Вероятно, это был самый страшный урок за всю мою жизнь: нельзя сидеть на двух стульях!
А что победило? Прямолинейно военное мышление: чем больше испытаний, тем лучше. Служебное честолюбие. Инерция и самовоспроизводство военно-промышленного комплекса.
В начале 1961 года президент Эйзенхауэр в своей прощальной речи сказал американцам, что они должны предохранять себя от чрезмерного влияния военно-промышленного комплекса».
[335] В сентябре 1962-го Сахаров обнаружил, что предостережение американского президента относилось и к его социалистической стране. При социализме не было прибылей корпораций, но была прибыль в виде социального положения и, соответственно, всех возможных социальных благ.

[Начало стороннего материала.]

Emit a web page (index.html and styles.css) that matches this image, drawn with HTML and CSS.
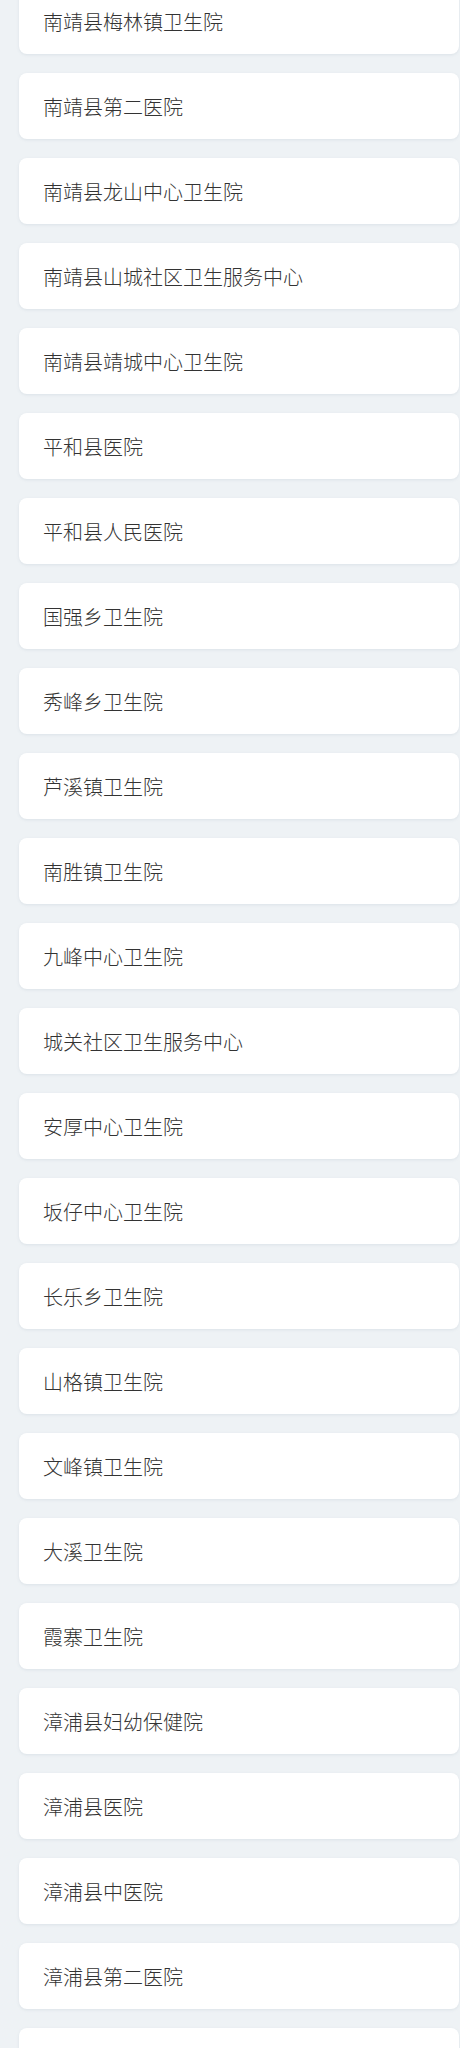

Машина советского военно-промышленного комплекса победила Сахарова в сентябре 1962 года.
Он уже не мог думать, что чего-то важного не знает о внешней политике или о том, как капиталисты ведут переговоры. Тут было все внутреннее, техническое, все перед его глазами.
Иллюзорный мир дал трещину, и понимание своей личной ответственности стало еще острее.
Московский договор о запрете испытаний 1963 года
В отчаянных попытках предотвратить дублирующее испытание Сахаров пригрозил министру:
Если вы [это решение] не отмените, я не смогу больше с вами работать. Вы меня обманули.
Но угрозу эту не выполнил. Было у него слишком важное дело, которое он взял на себя за несколько месяцев до того и которое очень хотел довести до успешного конца. Тем более что на других не мог надеяться.